QT:  “Opinionated? Me? Really? You bet, and often politically incorrect as well. This comes from having been around 64+ years, growing up in a tough part of Queens, NY and being, as my Mom used to say, “A smart ass.”  Seriously, I am very passionate about the magazine, motorcycles and the people who ride them.

So when something seems wrong to me or important to me, or I see riders being used and abused I react accordingly. No one has ever had to guess where I stand on something.  I am always willing to engage in a serious, factual debate and have even changed my mind on occasion.  Besides, as my main man Quint observed when asked the same question about me: “Just because he is opinionated doesn’t mean he is wrong!”

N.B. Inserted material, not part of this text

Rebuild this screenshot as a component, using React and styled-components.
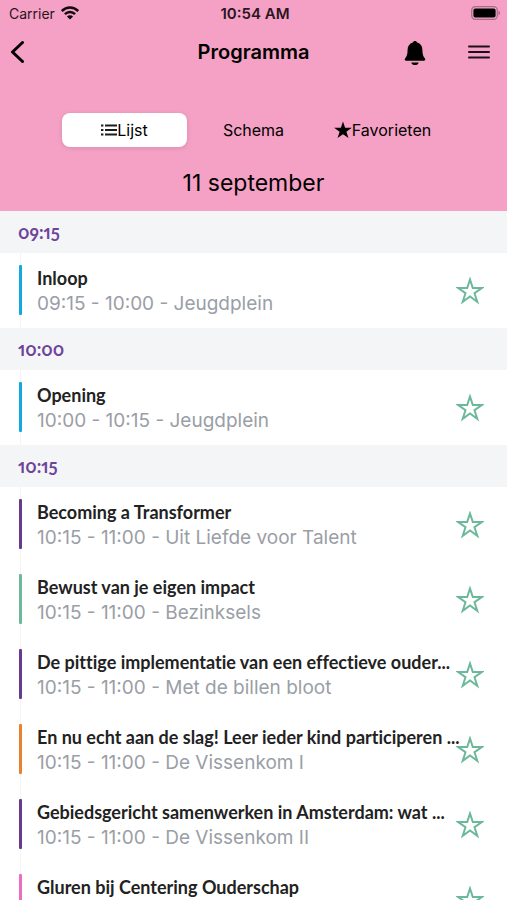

Well, I hope this helps answer most of our reader’s questions.  Over the past five years several things have surprised us and all can be traced directly to you, our reader.  First and foremost is your unqualified support for which we are forever grateful. That support manifests itself in many ways. So many of you have sought out the dealers who advertise with us and given them your business despite having to ride further or spend more time getting to them. Keep it up, please, as they truly deserve it. It is our advertisers, not us who make this magazine happen financially. See them first.  They will appreciate it as much as we do. The other thing we have noticed is how fast riders spot bad shops, bogus deals & crummy events.  Shops & events close for a reason and screwing over riders is at the top of the list.  It appears the “rider network” is alive and well. Keep it up. The end result will be better dealers and more fun events.